02 Ağustos 2013

İnanmanın Gücü


      İNANMANIN GÜCÜ…
Osman Said DEMİRYILMAZ

İnanmak!

Gerçek olduğunu bilmese bile zihninde gerçek olduğuna inandığı birçok tahayyül taşır insan! Hayatımızdaki pek çok davranışımızın altında aslında içimizdeki inancın izleri hüküm sürer. Bir hasta doktorun verdiği ilaçların kendine iyi geleceğine ne kadar inanırsa, o kadar hızlı iyileşir veya bir öğrenci ne kadar çalışmışsa, o kadar emin olur; üst notlardan birini alacağına… Bu da onu çalışmaya teşvik edip daha fazla motive eder (devindirir). Veyahut inanan bir sporcu inancının mükâfatını başarısıyla alır.

İnanma insan psikolojisinin derin ve ayrılmaz bir parçasıdır. Hayatımızdaki pek çok hüküm ve davranışlarımız bizim inanç temellerimize dayanır.
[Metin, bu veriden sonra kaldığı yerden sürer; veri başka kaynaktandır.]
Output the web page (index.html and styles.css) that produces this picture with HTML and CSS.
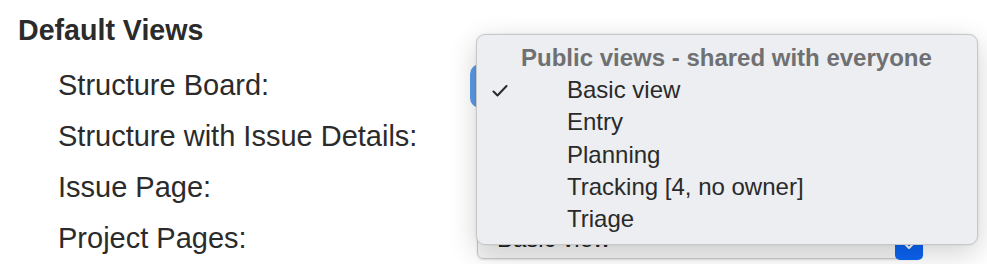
FILE: index.html
```html
<!DOCTYPE html>
<html>
<head>
<meta charset="utf-8">
<meta name="viewport" content="width=device-width, initial-scale=1.0">
<title>Default Views</title>

<link rel="stylesheet" href="styles.css">
</head>

<body>

  <section class="views">
    <h2 class="views-title">Default Views</h2>

    <div class="views-grid">
      <div class="views-label">Structure Board:</div>
      <div class="picker is-open"></div>

      <div class="views-label">Structure with Issue Details:</div>
      <div class="picker">
        <span class="picker-text"></span>
        <span class="picker-arrow"><svg width="12" height="20" viewBox="0 0 12 20"><path d="M2 7l4-4 4 4M2 13l4 4 4-4" fill="none" stroke="#fff" stroke-width="2" stroke-linecap="round" stroke-linejoin="round"/></svg></span>
      </div>

      <div class="views-label">Issue Page:</div>
      <div class="picker">
        <span class="picker-text"></span>
        <span class="picker-arrow"><svg width="12" height="20" viewBox="0 0 12 20"><path d="M2 7l4-4 4 4M2 13l4 4 4-4" fill="none" stroke="#fff" stroke-width="2" stroke-linecap="round" stroke-linejoin="round"/></svg></span>
      </div>

      <div class="views-label">Project Pages:</div>
      <div class="picker">
        <span class="picker-text">Basic view</span>
        <span class="picker-arrow"><svg width="12" height="20" viewBox="0 0 12 20"><path d="M2 7l4-4 4 4M2 13l4 4 4-4" fill="none" stroke="#fff" stroke-width="2" stroke-linecap="round" stroke-linejoin="round"/></svg></span>
      </div>
    </div>
  </section>

  <!-- open popup of the Structure Board picker -->
  <div class="popup-menu">
    <div class="popup-header">Public views - shared with everyone</div>
    <div class="popup-item is-checked">
      <svg class="popup-check" width="16" height="12" viewBox="0 0 16 12"><path d="M1.5 6.5l4 4L14.5 1" fill="none" stroke="#2a2a2a" stroke-width="2" stroke-linecap="round" stroke-linejoin="round"/></svg>
      Basic view
    </div>
    <div class="popup-item">Entry</div>
    <div class="popup-item">Planning</div>
    <div class="popup-item">Tracking [4, no owner]</div>
    <div class="popup-item">Triage</div>
  </div>

</body>
</html>
```

FILE: styles.css
```css
html, body {
  margin: 0;
  padding: 0;
  height: 100%;
  overflow: hidden;
  background: #fff;
}

body {
  font-family: "Liberation Sans", Arial, sans-serif;
  color: #2b2b2b;
}

.views {
  padding: 14px 0 0 18px;
}

.views-title {
  margin: 0;
  font-size: 28.6px;
  line-height: 33px;
  font-weight: bold;
  color: #2b2b2b;
}

.views-grid {
  display: grid;
  grid-template-columns: 419px 446px;
  grid-auto-rows: 51px;
  align-items: center;
  margin-top: 13px;
  padding-left: 40px;
}

.views-label {
  font-size: 29px;
  line-height: 51px;
  white-space: nowrap;
}

.picker {
  display: flex;
  align-items: center;
  justify-content: space-between;
  height: 38px;
  border: 1px solid #c9c9c9;
  border-radius: 6px;
  background: linear-gradient(#fdfdfd, #f3f3f3);
  box-shadow: 0 1px 2px rgba(0, 0, 0, 0.12);
  box-sizing: content-box;
}

.picker.is-open {
  height: 44px;
  margin-left: -7px;
  border: none;
  border-radius: 10px;
  background: #5b9be8;
  box-shadow: none;
}

.picker-text {
  padding-left: 19px;
  font-size: 24px;
  color: #222;
}

.picker-arrow {
  display: flex;
  align-items: center;
  justify-content: center;
  width: 28px;
  height: 37px;
  margin: 0 -1px -2px 0;
  align-self: flex-end;
  border-radius: 5px;
  background: #0b63f2;
}

.popup-menu {
  position: absolute;
  top: 34px;
  left: 476px;
  width: 500px;
  padding: 7px 0 9px;
  border: 1px solid #c6c7c9;
  border-radius: 9px;
  background: #eceef1;
  box-shadow: 0 8px 28px rgba(0, 0, 0, 0.18), 0 0 3px rgba(0, 0, 0, 0.08);
  font-size: 24px;
  line-height: 32.2px;
}

.popup-header {
  padding-left: 44px;
  font-weight: bold;
  color: #6f7072;
}

.popup-item {
  position: relative;
  padding-left: 90px;
  color: #2a2a2a;
}

.popup-check {
  position: absolute;
  left: 15px;
  top: 11px;
}
```
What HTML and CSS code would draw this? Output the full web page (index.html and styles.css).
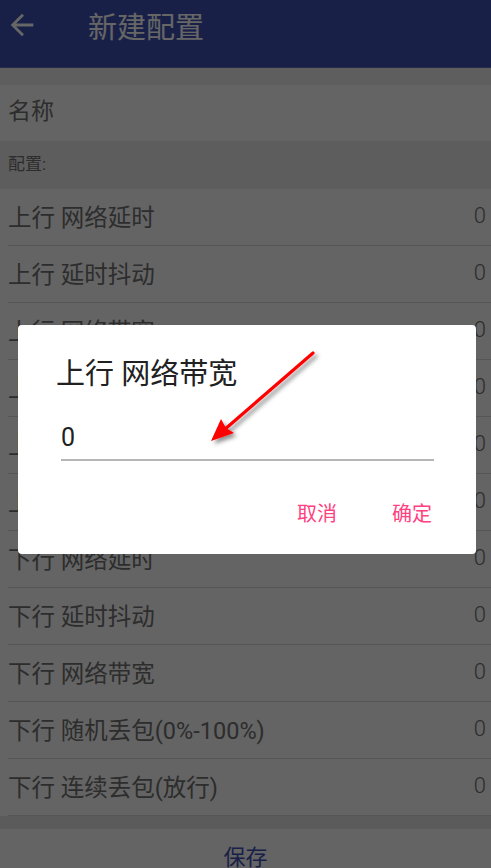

Bir bakıma “Dervişin fikri neyse, zikri de odur” sözünü doğrular mahiyette, inanmadığımız olguları gerçekleştirmekte zorlanan bir yaratılışa sahibiz. Bu bakımdan inanç bizim yaşantılarımızda sorgulanması gereken bir olgudur. İnanmak denince sadece dini inanışlar akla gelmemelidir. Bir varlığın yapılışına yaradılışına şahit olan birinin bu var oluşu tasdiklemesi de, bir sporcunun yetilerinin farkına varıp başaracağını öngörmesi de bir inanıştır. İnanma kelimesi tam anlamıyla olmasa da bağlılık anlamına da gelmektir. Bir şeye yürekten bağlanmak ona inanmaktır, ona iman etmektir. Dini inanışlarda bu bağlılık ve inanç, kutsal öğelere veya ilah olarak kabul edilene olur.
            Yıllar önce okuduğum ve çok istifade ettiğim bir kitap şunu söylüyordu satırlarında; İnanma fenomeni (görüngüsü) insanın temel varlık fenomenlerinden birdir. Birçok felsefe öğretisinde insan, “hemo kredo” olarak tanımlanır. Yani “İnançlı” bir varlık olarak anlatılır. Dolayısıyla inanmanın insanın yaşantısında yeri büyüktür. Bir başka deyişle insan inanmadığı sürece insani vasıflarının farkına varamayabilir. İnanmayı kısıtlamak veya yok etmek insani duyguları kısıtlamak veya insanı yok etmek anlamında algılanabilir. İnsan beklemediği, bir kenara itildiği durumlarda pesimist (kötümser) duyguların ağırlığı altında hiçbir şeye inanmadığını söyleyebilir. F.Nietzsche (1844-1900), bu gibi insanlara pratik pesimist adını vermiştir. Fakat bu insanların davranışlarını ayrıntılı bir şekilde incelersek onların bu anlık serzenişlerinin, inançsızlıklarının sınırsız olmadığını ve onları hayatta tutan herhangi bir şeye inandıkları görülür. İnsanın doğası itibari ile “hiçbir şeye inanmaz” gibi görülen insanların bile bilinçli veya gayri ihtiyari bir şeye inanırlar. Bu inanç ne olursa olsun insanı yaşamsal olarak ayakta tutan önemli olgulardan biridir.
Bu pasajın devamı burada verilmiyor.